Contra todo pronóstico, Yo-yo Ma comenzó con un sonido sucio y demasiado duro. Cuando le tocó a él trabajar sobre el tema ya presentado por la orquesta, su interpretación se situó en las antípodas de lo que la orquesta ya había contado con él. Esto puede obedecer a dos motivos: o falta de estudio conjunta o la repetición acrítica del concierto (de hecho, su forma de tocarlo se asemeja bastante a esta versión). Quizá, incluso, se dieron ambos motivos. Es una lastima que presentase un comienzo así: la orquesta, por su parte, mostró un sonido rotundo y delicadísimo, especialmente en la preparación del solo de trompa que es respondido por el clarinete. Afortunadamente, el diálogo entre orquesta y solista fue convergiendo según avanzó el concierto. De este modo, Yo-yo Ma pudo demostrar las dotes por las que es tan aclamado: es una sabia conjugación entre buena técnica y mejor gusto. No obstante, hubo algunos pasajes rápidos en los que no estuvo a la altura de lo que se espera de un virtuoso. No fue limpio y eso fue en retrimento de lo que la música puede decir. Compensó estos problemas, desde luego, en los pasajes más lentos. El dúo con el violín del tercer movimiento fue, simplemente delicioso.
La Segunda sinfonía Op. 63 de Elgar muestra, como en casi todas sus obras, la complejidad armónica y, al mismo tiempo, la belleza constructiva característica de sus obras.
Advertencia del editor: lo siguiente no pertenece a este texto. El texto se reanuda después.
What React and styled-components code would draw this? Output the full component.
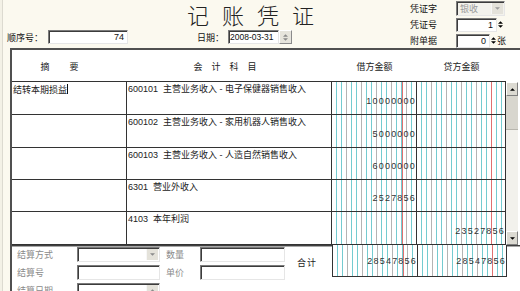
import React from "react";
import styled, { createGlobalStyle } from "styled-components";

const GlobalStyle = createGlobalStyle`
  html, body { margin: 0; padding: 0; }
  body {
    background: #fbf9ef;
    font-family: "Liberation Sans", "Noto Sans CJK SC", sans-serif;
  }
`;

const rows = [
  { summary: "结转本期损益", account: "600101  主营业务收入 - 电子保健器销售收入", debit: "10000000", credit: "", caret: true },
  { summary: "", account: "600102  主营业务收入 - 家用机器人销售收入", debit: "5000000", credit: "" },
  { summary: "", account: "600103  主营业务收入 - 人造自然销售收入", debit: "6000000", credit: "" },
  { summary: "", account: "6301  营业外收入", debit: "2527856", credit: "" },
  { summary: "", account: "4103  本年利润", debit: "", credit: "23527856" },
];
const rowHeights = [33, 33, 32, 32, 33];

const Page = styled.div`
  width: 520px;
  height: 291px;
  overflow: hidden;
  background: #fbf9ef;
  display: flex;
  flex-direction: column;
  font-size: 9px;
  color: #111;
  box-shadow: inset 2px 0 0 #f3f1e6, inset 3px 0 0 #dcdad0;
`;

const TopBar = styled.div`
  height: 48px;
  display: flex;
`;

const LeftCol = styled.div`
  width: 410px;
  display: flex;
  flex-direction: column;
`;

const Title = styled.div`
  height: 30px;
  padding-left: 187px;
  font-family: "Noto Sans CJK SC", serif;
  font-weight: 300;
  font-size: 22px;
  line-height: 28px;
  letter-spacing: 13px;
  color: #222;
`;

const InfoRow = styled.div`
  height: 14px;
  display: flex;
  align-items: center;
  padding-left: 7px;
`;

const Label = styled.span`
  width: ${(p) => p.w}px;
  margin-left: ${(p) => p.ml || 0}px;
  flex-shrink: 0;
  white-space: nowrap;
  color: ${(p) => (p.muted ? "#8a8a8a" : "#111")};
`;

const Field = styled.div`
  box-sizing: border-box;
  width: ${(p) => p.w}px;
  height: ${(p) => p.h || 14}px;
  background: ${(p) => (p.disabled ? "#f3f2ec" : "#fff")};
  border: 1px solid;
  border-color: #7b7b7b #e6e6e6 #e6e6e6 #7b7b7b;
  box-shadow: inset 1px 1px 0 #3c3c3c;
  display: flex;
  align-items: center;
  justify-content: ${(p) => (p.left ? "flex-start" : "flex-end")};
  padding: 0 ${(p) => (p.tight ? 1 : 3)}px;
  color: ${(p) => (p.disabled ? "#9a9a9a" : "#111")};
  font-size: ${(p) => (p.tight ? 8.5 : 9)}px;
  white-space: nowrap;
  overflow: hidden;
  flex-shrink: 0;
  position: relative;
`;

const DropBtn = styled.div`
  position: absolute;
  right: 1px;
  top: 1px;
  bottom: 1px;
  width: 11px;
  background: #e4e2da;
  border-left: 1px solid #f7f7f7;
  display: flex;
  align-items: center;
  justify-content: center;
`;

const SpinBtn = styled.div`
  box-sizing: border-box;
  width: ${(p) => p.w}px;
  height: 14px;
  background: ${(p) => (p.flat ? "transparent" : "#e6e4dc")};
  border: ${(p) => (p.flat ? "none" : "1px solid")};
  border-color: #fff #8a8a8a #8a8a8a #fff;
  display: flex;
  flex-direction: column;
  align-items: center;
  justify-content: center;
  gap: 1px;
  flex-shrink: 0;
`;

const RightCol = styled.div`
  width: 110px;
  display: flex;
  flex-direction: column;
  padding-top: 1px;
  gap: 1px;
`;

const RightRow = styled.div`
  height: 15px;
  display: flex;
  align-items: center;
`;

const Panel = styled.div`
  flex: 1;
  margin-left: 10px;
  border-top: 2px solid #505050;
  border-left: 2px solid #505050;
  background: #fff;
  display: flex;
  flex-direction: column;
`;

const cols = "115px 205px 85px 89px";

const HeaderRow = styled.div`
  display: grid;
  grid-template-columns: ${cols} 12px;
  height: 32px;
`;

const HeadCell = styled.div`
  border-bottom: ${(p) => (p.bare ? "none" : "1px solid #333")};
  display: flex;
  align-items: center;
  justify-content: center;
  padding-top: 1px;
  letter-spacing: ${(p) => p.ls || 0}px;
  color: #222;
`;

const Body = styled.div`
  display: flex;
  height: 163px;
`;

const Rows = styled.div`
  display: flex;
  flex-direction: column;
`;

const Row = styled.div`
  display: grid;
  grid-template-columns: ${cols};
  height: ${(p) => p.h}px;
  box-sizing: border-box;
  border-bottom: 1px solid #333;
`;

const TextCell = styled.div`
  border-right: 1px solid #333;
  padding: 2px 1px;
  line-height: 11px;
  white-space: pre;
  overflow: hidden;
  color: #222;
`;

const Caret = styled.span`
  display: inline-block;
  width: 1px;
  height: 10px;
  background: #111;
  vertical-align: -1px;
`;

const ruled = `
  background:
    linear-gradient(#e07070, #e07070) right 13px top 0 / 1px 100% no-repeat,
    repeating-linear-gradient(to right, transparent 0 14px, #b4b4b4 14px 15px),
    repeating-linear-gradient(to right, transparent 0 4px, #74cbd0 4px 5px),
    #fff;
`;

const AmountCell = styled.div`
  ${ruled}
  border-right: 1px solid #333;
  display: flex;
  align-items: center;
  justify-content: flex-end;
  padding-top: ${(p) => p.pt || 5}px;
  font-size: 9px;
  letter-spacing: 1.2px;
  color: #333;
`;

const Scrollbar = styled.div`
  width: 12px;
  display: flex;
  flex-direction: column;
  background: #f2f1ec;
`;

const ScrollBtn = styled.div`
  box-sizing: border-box;
  height: 14px;
  background: #dcdad2;
  border: 1px solid;
  border-color: #fff #808080 #808080 #fff;
  display: flex;
  align-items: center;
  justify-content: center;
`;

const Thumb = styled.div`
  height: 33px;
  background: #d8d6ce;
  border-bottom: 1px solid #b8b6ae;
`;

const Track = styled.div`
  flex: 1;
`;

const BottomRule = styled.div`
  height: 1px;
  background: #404040;
  border-bottom: 1px solid #a8a8a8;
`;

const Footer = styled.div`
  flex: 1;
  display: flex;
  align-items: flex-start;
`;

const FormGrid = styled.div`
  display: grid;
  grid-template-columns: 60px 83px 6px 34px 85px;
  grid-auto-rows: 15px;
  row-gap: 3px;
  margin-left: 5px;
  align-items: center;
`;

const TotalLabel = styled.div`
  margin-left: 12px;
  width: 35px;
  padding-top: 9px;
  color: #222;
  letter-spacing: 1px;
`;

const TotalBox = styled.div`
  display: grid;
  grid-template-columns: 85px 89px;
  height: 31px;
  border-left: 1px solid #333;
  border-bottom: 1px solid #333;
  margin-top: -2px;
`;

const Tri = ({ up, color = "#000", w = 5 }) => (
  <svg width={w} height={3} viewBox="0 0 6 3">
    <path d={up ? "M0 3 L3 0 L6 3 Z" : "M0 0 L3 3 L6 0 Z"} fill={color} />
  </svg>
);

const Spinner = ({ flat, w }) => (
  <SpinBtn flat={flat} w={w}>
    <Tri up color={flat ? "#000" : "#8a8a8a"} />
    <Tri color={flat ? "#000" : "#8a8a8a"} />
  </SpinBtn>
);

export default function App() {
  return (
    <Page>
      <GlobalStyle />
      <TopBar>
        <LeftCol>
          <Title>记账凭证</Title>
          <InfoRow>
            <Label w={41}>顺序号：</Label>
            <Field w={80}>74</Field>
            <Label w={31} ml={69}>日期：</Label>
            <Field w={51} left tight>2008-03-31</Field>
            <Spinner w={13} />
          </InfoRow>
        </LeftCol>
        <RightCol>
          <RightRow>
            <Label w={46}>凭证字</Label>
            <Field w={49} h={15} left disabled>
              银收
              <DropBtn>
                <Tri color="#9a9a9a" />
              </DropBtn>
            </Field>
          </RightRow>
          <RightRow>
            <Label w={46}>凭证号</Label>
            <Field w={41}>1</Field>
            <Spinner flat w={7} />
          </RightRow>
          <RightRow>
            <Label w={46}>附单据</Label>
            <Field w={34}>0</Field>
            <Spinner flat w={7} />
            <Label w={10}>张</Label>
          </RightRow>
        </RightCol>
      </TopBar>

      <Panel>
        <HeaderRow>
          <HeadCell ls={20}>摘要</HeadCell>
          <HeadCell ls={9}>会计科目</HeadCell>
          <HeadCell>借方金额</HeadCell>
          <HeadCell>贷方金额</HeadCell>
          <HeadCell bare />
        </HeaderRow>
        <Body>
          <Rows>
            {rows.map((r, i) => (
              <Row key={i} h={rowHeights[i]}>
                <TextCell>
                  {r.summary}
                  {r.caret && <Caret />}
                </TextCell>
                <TextCell>{r.account}</TextCell>
                <AmountCell>{r.debit}</AmountCell>
                <AmountCell>{r.credit}</AmountCell>
              </Row>
            ))}
          </Rows>
          <Scrollbar>
            <ScrollBtn>
              <Tri up />
            </ScrollBtn>
            <Thumb />
            <Track />
            <ScrollBtn>
              <Tri />
            </ScrollBtn>
          </Scrollbar>
        </Body>
        <BottomRule />
        <Footer>
          <FormGrid>
            <Label muted>结算方式</Label>
            <Field w={83} h={15}>
              <DropBtn>
                <Tri color="#8a8a8a" />
              </DropBtn>
            </Field>
            <span />
            <Label muted>数量</Label>
            <Field w={85} h={15} />
            <Label muted>结算号</Label>
            <Field w={83} h={15} />
            <span />
            <Label muted>单价</Label>
            <Field w={85} h={15} />
            <Label muted>结算日期</Label>
            <Field w={83} h={15}>
              <DropBtn>
                <Tri up color="#8a8a8a" />
              </DropBtn>
            </Field>
          </FormGrid>
          <TotalLabel>合计</TotalLabel>
          <TotalBox>
            <AmountCell pt={1}>28547856</AmountCell>
            <AmountCell pt={1}>28547856</AmountCell>
          </TotalBox>
        </Footer>
      </Panel>
    </Page>
  );
}
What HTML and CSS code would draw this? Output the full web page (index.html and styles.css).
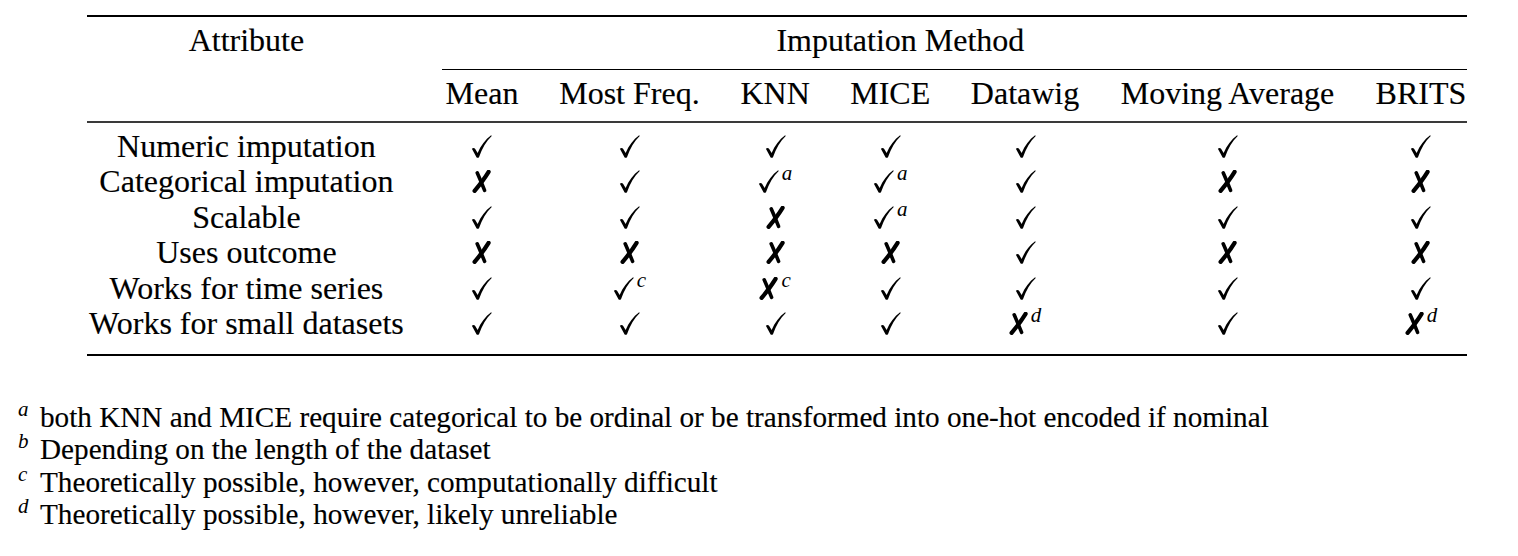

Baremboim, posiblemente consciente de estos aspectos, fue extremadamente delicado en la preparación de los momentos de derrumbe, que marcan esta sinfonía. Pese al carácter triunfante de sus fanfarrias, los decrescendi que los prosiguen hablan de la falsedad de esas fanfarrias, de la flaca fuerza de los fortissimos precedentes. Esta obra, de 1910, está compuesta un año antes de la muerte de Mahler y comparte con él muchos elementos: el fundamental, la expresión musical de un mundo que se derrumba, de una música que sigue a ese derrumbe. Esto lo evidencia su comienzo ‘in media res’, al igual que la única pieza que tiene Mahler para cámara o un rondó que ya no es rondó (me refiero al tercer movimiento) y a una especie de danza que abre el cuarto movimiento, aunque pronto su entusiasmo es ensombrecido, al igual que sucede en la mayoría de los ‘temas alegres’ que Mahler presenta duras penas. De todos estos elementos habló la interpretación de Barenboim y, en especial, el buen hacer de la sección de vientos de la Staatskapelle. Si, normalmente, el plato estrella lo da el solista, y la segunda parte de los conciertos suele operar como complemento al programa para seguir con la lógica de que los conciertos sinfónicos deben ofrecer un tiempo suficiente de música para que los abonados y los abonadores de granddes cantidades de dinero se vayan satisfechos hasta la próxima semana, en este caos la música de Elgar se hizo cargo de ese lugar de complemento, sino que brilló con luz propia.